Sebaliknya, seorang laki-laki atau wanita yang memakai pakaian masa kini, model terkini, yang sedang tren di masyarakat luas saat ini, dengan harga mahal, supaya disanjung dan dipuji, karena mirip atau bergaya hidup layaknya selebritas, seperti artis pujaan hatinya, dia termasuk dalam ancaman hadits ini.

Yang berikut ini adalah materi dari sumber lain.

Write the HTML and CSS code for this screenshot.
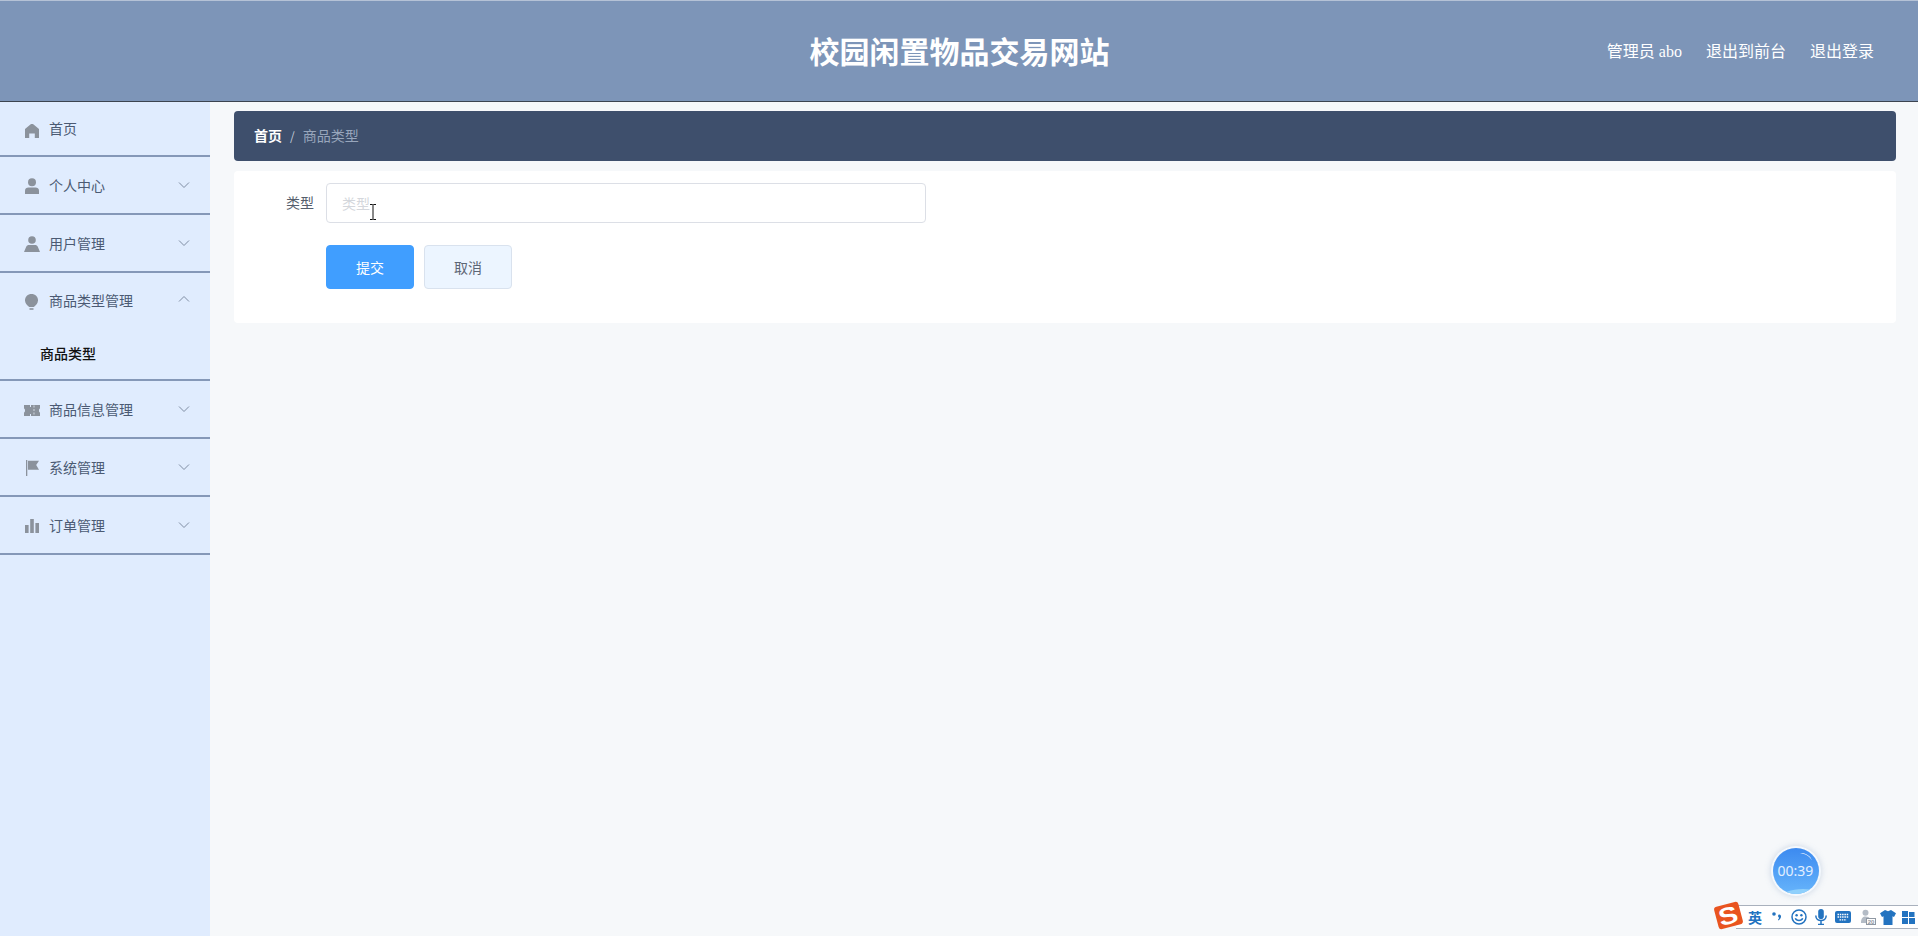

Apalagi jika pakaian tersebut mengumbar aurat dan tasyabuh dengan pakaian orang kafir, dosa dan ancamannya lebih berat lagi.
Demikian pula halnya seseorang yang berpakaian lusuh, compangcamping, penuh tambalan, tampak seperti gelandangan di jalanan supaya tampak kezuhudannya, diakui kesufiannya, dianggap tinggi tingkat kewaliannya, atau sekadar mencari perhatian orang lain, dia pun masuk dalam ancaman hadits Rasulullah Shallallahu ‘alaihi wasallam yang mulia di atas. Contoh lain, seseorang memakai pantalon serasi dengan hem dan jas, berpadu indah dengan dasi dan ikat pinggangnya, begitu tampan dan gagah dengan gaya sisir rambutnya, supaya orang lain melihat kemewahannya, tampak berhasil usahanya, banyak kekayaannya, atau modern gaya penampilannya, dia pun masuk di dalam ancaman hadits Rasulullah Shallallahu ‘alaihi wasallam yang mulia walaupun hampir seluruh masyarakat berpenampilan serupa. Sekali lagi, yang dianggap adalah niat dan tujuannya, bukan mewah atau murah pakaiannya, beda atau sama dengan masyarakatnya. Wallahul muwaffiq.